If you need a stronger thread, brass or steel inserts are your best bet. These some in a variety of styles.


Heat-set inserts (also called heat-stake inserts) are installed using a soldering iron which heats the insert and the plastic around it. The insert is pressed into the softened plastic until it is flush with the surrounding surface.


For stereolithography (SLA) or any type of resin printing, the best option is screw-to-expand inserts because these resin materials are affected by high heat.


Image source:Markforged
Screw-to-expand inserts used on a continuous carbon fiber nylon part 3D printed by Markforged (Source: Markforged)

All inserts should be removed from the file when uploaded to the printer so they aren’t accidentally built merged with the part.


A key design consideration for tapped threads and heat-set threads is the ability to access the holes. If the hole is blocked by other features that prevent threading tools from getting to it, there’s no way to thread or install inserts.


When it comes to inserts, there are a few more things to think about. The diameter of a given insert is always bigger than the diameter of the thread. You want to make sure there is plenty of room around the hole so that the insert doesn’t break through the surrounding wall.


For SLS and MJF, consider the geometry surrounding the hole receiving the insert. Typically, inserts aren’t pressed in perfectly straight, so a soldering iron may be used to adjust the alignment after they’re pressed into the part. Because of the heat and maneuvering to ensure they’re properly aligned, you want plenty of room between the insert and adjacent features so that nothing gets melted accidentally in the process.


In a perfect world, you’d add 0.25 in (6.35 mm) of space around an insert if it is surrounded by features on all sides. However, if the insert is near a wall, but otherwise has no nearby features, the wall can be a bit closer because there is plenty of space in all other directions to install the insert without risking damage to the wall.


If you’re ordering your parts at a 3D printing service, inform the manufacturer that you want tapped holes or inserts and not include them in the model. Instead, include a formal drawing, quick markup, or a screenshot. Indicate thread size and location. If the manufacturer is threading thru-holes, let them know the direction in which they should tap or install the inserts. By default, most manufacturers install inserts flush with the surrounding surface, but they can be sub-flush, if needed.
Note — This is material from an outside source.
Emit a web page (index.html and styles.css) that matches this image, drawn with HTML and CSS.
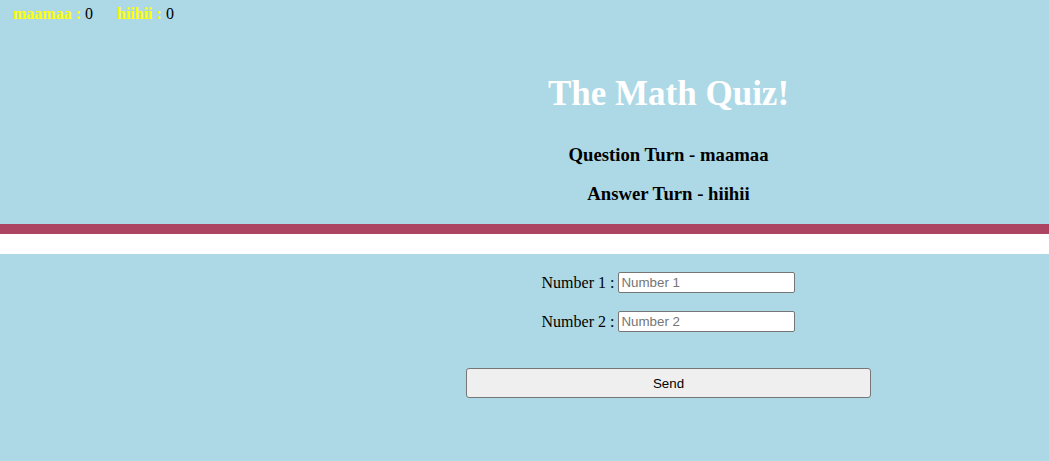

Another option is to design your part to accommodate a standard steel nut. For this, you would directly print a nut holder or a pocket for the corresponding nut.


Image source:DI Labs
US-based 3D printing service DI Labs used Multi Jet Fusion technology to print these valve bodies with fine threads requiring a watertight fit (Source: DI Labs)

As-Printed Threads

Now let’s turn to as-printed threads, which will eliminate the added steps and labor of tapping and inserting, and can be an ideal option for parts that will be assembled with screws just once or rarely, not repeatedly.


If you are printing threads into the part, the bigger the thread the better.


When it comes to the smallest threads that will function as printed, this will vary based on the speccific machine and machine settings you’re using. The best approach is to consider the requirements of the applications and let that guide the method of creating threads.


You’ll also need to make sure that the threads you’re using can build successfully without supports growing between since supports between the teeth of the threads that can’t be removed completely will impact thread functionality. Even when the build is oriented so that the threads print vertically, this doesn’t always guarantee that threads will be printed without supports.


Make sure to check on the minimum feature size of the material and technology you choose. Any areas of the thread that taper below this minimum size will not form. If you’re taking minimum feature size into consideration, chances are good that the threads will work as intended.


In any case, always account for post-processing when designing and printing threaded holes. For example, how much warpage or shrinkage should you expect? Will your holes have support structures inside and how will removal affect the size or thread edges?